A composite DNA element that functions as a maintainer required for epigenetic inheritance of heterochromatin

Epigenetic inheritance of heterochromatin requires DNA-sequence-independent propagation mechanisms, coupling to RNAi, or input from DNA sequence, but how DNA contributes to inheritance is not understood. Here, we identify a DNA element (termed maintainer) that is sufficient for epigenetic inheritance of pre-existing histone H3 lysine 9 methylation (H3K9me) and heterochromatin in Schizosaccharomyces pombe but cannot establish de novo gene silencing in wild-type cells. This maintainer is a composite DNA element with binding sites for the Atf1/Pcr1 and Deb1 transcription factors and the origin recognition complex (ORC), located within a 130-bp region, and can be converted to a silencer in cells with lower rates of H3K9me turnover, suggesting that it participates in recruiting the H3K9 methyltransferase Clr4/Suv39h.

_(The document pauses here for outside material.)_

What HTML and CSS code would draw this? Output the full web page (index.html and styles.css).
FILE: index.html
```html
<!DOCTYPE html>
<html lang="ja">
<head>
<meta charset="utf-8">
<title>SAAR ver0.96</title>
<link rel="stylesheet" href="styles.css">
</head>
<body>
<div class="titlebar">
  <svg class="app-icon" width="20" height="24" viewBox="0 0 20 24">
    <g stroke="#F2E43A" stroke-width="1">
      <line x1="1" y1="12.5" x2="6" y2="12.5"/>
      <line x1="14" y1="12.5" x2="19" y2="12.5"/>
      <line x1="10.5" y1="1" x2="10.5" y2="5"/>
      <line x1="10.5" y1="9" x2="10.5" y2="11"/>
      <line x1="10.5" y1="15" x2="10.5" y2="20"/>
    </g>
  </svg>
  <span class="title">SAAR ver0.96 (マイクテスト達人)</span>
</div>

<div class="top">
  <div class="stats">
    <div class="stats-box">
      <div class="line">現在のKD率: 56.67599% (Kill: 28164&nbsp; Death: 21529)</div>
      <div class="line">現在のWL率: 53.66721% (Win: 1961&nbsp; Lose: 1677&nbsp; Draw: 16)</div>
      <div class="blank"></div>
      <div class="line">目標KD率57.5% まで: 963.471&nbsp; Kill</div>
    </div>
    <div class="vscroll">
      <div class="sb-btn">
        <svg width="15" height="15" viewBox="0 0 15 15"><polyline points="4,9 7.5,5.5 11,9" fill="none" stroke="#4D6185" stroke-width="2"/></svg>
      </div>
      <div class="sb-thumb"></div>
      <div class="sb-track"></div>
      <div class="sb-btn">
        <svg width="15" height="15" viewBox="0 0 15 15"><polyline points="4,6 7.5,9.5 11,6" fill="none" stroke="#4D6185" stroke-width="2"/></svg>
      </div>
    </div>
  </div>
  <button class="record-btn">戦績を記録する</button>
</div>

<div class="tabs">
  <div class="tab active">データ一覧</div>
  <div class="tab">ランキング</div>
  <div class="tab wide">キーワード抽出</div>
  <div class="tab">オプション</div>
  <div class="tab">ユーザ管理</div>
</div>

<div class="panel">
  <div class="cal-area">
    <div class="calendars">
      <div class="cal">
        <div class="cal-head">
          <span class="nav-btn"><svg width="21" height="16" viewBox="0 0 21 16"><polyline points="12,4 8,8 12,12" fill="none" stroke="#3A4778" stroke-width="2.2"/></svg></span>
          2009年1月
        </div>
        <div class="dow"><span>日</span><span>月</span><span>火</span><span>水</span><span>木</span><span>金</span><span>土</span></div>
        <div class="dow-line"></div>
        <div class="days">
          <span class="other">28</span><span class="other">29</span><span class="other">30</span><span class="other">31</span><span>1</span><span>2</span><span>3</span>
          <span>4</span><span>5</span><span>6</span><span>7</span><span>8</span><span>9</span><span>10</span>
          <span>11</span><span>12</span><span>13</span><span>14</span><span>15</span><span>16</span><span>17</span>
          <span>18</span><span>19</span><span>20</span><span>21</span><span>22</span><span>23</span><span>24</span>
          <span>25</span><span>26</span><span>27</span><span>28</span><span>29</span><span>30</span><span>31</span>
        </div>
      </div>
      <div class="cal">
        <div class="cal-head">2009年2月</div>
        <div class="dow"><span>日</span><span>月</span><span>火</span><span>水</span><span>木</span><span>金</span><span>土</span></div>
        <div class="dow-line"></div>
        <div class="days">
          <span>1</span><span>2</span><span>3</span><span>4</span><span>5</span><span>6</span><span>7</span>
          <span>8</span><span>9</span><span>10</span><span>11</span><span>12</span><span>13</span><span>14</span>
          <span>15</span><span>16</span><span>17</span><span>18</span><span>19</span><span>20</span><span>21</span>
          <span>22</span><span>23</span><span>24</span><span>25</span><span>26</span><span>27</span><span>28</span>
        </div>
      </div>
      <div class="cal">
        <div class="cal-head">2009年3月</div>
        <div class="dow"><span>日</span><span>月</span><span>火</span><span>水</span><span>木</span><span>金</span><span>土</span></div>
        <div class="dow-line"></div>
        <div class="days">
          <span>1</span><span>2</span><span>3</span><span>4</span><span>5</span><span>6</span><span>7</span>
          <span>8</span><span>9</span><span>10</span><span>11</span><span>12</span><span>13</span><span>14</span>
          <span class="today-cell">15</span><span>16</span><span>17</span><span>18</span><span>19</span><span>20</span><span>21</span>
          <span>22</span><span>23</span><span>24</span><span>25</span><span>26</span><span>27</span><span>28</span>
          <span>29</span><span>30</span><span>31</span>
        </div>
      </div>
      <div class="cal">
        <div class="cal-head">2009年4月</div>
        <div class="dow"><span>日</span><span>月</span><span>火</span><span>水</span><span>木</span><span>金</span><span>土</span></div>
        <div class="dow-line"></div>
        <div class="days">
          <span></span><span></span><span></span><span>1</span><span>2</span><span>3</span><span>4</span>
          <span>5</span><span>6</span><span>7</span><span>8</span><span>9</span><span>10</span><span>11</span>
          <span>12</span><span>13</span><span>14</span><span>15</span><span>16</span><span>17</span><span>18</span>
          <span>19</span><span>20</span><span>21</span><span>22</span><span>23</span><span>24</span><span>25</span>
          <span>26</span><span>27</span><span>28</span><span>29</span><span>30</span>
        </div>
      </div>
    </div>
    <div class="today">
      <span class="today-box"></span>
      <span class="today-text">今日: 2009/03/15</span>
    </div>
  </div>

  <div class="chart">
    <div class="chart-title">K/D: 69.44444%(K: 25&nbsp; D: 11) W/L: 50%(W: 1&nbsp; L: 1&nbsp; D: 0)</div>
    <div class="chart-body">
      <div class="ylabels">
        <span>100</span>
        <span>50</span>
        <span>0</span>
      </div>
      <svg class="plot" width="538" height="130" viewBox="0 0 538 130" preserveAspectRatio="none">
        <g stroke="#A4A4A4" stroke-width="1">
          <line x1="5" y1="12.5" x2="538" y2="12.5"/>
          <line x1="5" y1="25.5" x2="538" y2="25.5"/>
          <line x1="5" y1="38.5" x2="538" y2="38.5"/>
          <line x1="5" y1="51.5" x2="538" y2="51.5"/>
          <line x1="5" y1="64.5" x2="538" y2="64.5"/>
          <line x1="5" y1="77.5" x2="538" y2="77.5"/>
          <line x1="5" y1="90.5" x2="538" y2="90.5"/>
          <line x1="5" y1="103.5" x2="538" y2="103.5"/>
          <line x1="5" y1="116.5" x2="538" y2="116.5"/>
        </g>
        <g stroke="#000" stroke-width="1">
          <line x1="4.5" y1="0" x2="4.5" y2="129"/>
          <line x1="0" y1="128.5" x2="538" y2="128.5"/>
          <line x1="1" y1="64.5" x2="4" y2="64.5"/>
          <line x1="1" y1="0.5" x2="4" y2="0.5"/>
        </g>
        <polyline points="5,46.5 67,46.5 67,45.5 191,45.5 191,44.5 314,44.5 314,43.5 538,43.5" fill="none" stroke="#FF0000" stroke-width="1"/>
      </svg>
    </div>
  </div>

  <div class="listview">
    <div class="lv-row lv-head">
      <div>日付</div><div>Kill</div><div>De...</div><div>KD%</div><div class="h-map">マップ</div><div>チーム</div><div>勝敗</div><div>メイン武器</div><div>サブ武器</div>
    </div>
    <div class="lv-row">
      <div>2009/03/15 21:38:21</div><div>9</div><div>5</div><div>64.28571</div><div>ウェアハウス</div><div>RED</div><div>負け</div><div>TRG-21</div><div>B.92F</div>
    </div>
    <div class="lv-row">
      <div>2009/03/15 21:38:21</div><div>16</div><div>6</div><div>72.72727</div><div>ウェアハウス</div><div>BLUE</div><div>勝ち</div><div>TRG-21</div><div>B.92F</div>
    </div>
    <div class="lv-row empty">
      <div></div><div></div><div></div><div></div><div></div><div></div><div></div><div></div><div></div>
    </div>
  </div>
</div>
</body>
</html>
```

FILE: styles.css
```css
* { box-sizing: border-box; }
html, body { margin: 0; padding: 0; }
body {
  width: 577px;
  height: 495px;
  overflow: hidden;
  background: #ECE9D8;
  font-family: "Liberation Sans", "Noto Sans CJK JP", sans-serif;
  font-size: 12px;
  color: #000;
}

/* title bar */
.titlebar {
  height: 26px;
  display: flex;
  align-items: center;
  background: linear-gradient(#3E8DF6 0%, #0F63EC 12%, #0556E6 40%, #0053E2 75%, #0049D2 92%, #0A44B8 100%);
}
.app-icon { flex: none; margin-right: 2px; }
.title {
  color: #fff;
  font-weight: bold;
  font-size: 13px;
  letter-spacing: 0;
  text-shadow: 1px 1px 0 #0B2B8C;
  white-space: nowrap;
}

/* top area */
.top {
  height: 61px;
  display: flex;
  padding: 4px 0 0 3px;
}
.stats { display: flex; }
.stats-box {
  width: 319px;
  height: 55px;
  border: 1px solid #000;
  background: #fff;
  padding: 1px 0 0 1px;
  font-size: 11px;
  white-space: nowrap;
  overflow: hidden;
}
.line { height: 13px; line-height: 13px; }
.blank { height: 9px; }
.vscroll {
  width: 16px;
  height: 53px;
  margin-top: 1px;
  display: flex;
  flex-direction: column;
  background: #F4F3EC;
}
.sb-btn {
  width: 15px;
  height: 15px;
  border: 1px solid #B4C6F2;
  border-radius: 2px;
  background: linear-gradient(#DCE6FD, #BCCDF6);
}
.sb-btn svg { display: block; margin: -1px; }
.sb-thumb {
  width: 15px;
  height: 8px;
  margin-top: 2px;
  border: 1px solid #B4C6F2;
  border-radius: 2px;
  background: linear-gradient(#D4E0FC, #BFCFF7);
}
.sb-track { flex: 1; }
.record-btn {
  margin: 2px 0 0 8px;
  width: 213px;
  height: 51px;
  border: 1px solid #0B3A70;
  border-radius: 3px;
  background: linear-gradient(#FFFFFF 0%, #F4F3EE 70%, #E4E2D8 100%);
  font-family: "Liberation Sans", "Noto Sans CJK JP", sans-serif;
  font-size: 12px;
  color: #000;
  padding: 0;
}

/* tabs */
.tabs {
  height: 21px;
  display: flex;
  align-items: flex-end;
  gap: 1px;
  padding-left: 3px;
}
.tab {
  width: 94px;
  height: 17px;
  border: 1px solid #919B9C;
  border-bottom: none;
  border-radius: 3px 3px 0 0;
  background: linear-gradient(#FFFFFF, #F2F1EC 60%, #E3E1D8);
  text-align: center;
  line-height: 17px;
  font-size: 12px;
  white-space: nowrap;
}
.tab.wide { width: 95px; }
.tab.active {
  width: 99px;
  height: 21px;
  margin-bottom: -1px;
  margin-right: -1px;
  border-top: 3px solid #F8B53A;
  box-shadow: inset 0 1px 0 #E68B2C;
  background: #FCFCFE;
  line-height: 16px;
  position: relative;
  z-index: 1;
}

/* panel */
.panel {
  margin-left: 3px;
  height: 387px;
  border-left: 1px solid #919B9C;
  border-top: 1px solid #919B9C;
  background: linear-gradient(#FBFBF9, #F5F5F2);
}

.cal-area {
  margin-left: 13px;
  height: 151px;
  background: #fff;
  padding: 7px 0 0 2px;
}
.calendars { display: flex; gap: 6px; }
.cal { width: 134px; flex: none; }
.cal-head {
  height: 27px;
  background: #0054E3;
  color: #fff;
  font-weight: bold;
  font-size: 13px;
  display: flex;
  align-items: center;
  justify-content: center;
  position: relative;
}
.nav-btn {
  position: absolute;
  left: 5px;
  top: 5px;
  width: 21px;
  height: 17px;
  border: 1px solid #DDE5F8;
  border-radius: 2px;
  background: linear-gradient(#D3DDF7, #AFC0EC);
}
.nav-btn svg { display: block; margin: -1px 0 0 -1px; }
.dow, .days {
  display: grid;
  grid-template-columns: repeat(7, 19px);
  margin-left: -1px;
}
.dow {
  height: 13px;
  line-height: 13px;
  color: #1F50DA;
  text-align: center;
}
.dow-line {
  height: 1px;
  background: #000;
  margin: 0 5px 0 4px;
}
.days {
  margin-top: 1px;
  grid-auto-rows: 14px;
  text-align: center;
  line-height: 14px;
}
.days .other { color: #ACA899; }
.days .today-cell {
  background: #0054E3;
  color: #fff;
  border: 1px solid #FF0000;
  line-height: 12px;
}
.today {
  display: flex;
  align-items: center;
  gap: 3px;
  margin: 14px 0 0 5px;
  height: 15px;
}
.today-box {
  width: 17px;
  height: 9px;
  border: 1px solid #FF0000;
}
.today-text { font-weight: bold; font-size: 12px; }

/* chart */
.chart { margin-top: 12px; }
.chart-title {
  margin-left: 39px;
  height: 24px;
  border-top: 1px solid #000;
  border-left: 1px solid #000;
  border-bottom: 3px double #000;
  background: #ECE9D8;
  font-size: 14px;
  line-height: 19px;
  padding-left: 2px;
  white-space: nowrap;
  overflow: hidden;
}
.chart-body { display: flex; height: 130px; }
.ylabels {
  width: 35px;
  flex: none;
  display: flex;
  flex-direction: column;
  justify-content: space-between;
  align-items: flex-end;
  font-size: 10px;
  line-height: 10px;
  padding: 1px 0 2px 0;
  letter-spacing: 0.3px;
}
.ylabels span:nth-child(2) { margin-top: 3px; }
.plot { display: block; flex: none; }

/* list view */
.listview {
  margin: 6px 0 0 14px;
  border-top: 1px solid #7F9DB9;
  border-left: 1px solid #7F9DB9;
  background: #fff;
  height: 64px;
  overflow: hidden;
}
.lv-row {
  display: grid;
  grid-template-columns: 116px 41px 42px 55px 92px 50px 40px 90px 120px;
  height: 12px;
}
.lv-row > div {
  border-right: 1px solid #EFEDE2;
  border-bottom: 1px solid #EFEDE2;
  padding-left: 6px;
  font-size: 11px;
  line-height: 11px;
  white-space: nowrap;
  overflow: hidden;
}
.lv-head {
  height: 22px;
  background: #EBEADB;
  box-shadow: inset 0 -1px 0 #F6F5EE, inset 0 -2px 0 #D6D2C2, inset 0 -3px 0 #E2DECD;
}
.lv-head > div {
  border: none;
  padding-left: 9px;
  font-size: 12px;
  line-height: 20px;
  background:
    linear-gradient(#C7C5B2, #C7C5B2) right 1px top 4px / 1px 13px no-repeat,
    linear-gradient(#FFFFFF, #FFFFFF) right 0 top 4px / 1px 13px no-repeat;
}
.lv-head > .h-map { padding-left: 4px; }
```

These results suggest that, in the absence of RNAi, histone H3K9me is only heritable when it can collaborate with maintainer-associated DNA-binding proteins that help recruit the enzyme responsible for its epigenetic deposition.

Automated summary

Epigenetic inheritance of heterochromatin requires mechanisms independent of DNA sequence, RNAi coupling, or input from DNA sequence. A DNA element termed maintainer has been identified that is sufficient for the epigenetic inheritance of pre-existing histone H3 lysine 9 methylation and heterochromatin in Schizosaccharomyces pombe. This maintainer is a composite DNA element with binding sites for specific transcription factors and ORC, and can be converted to a silencer in cells with lower rates of H3K9me turnover.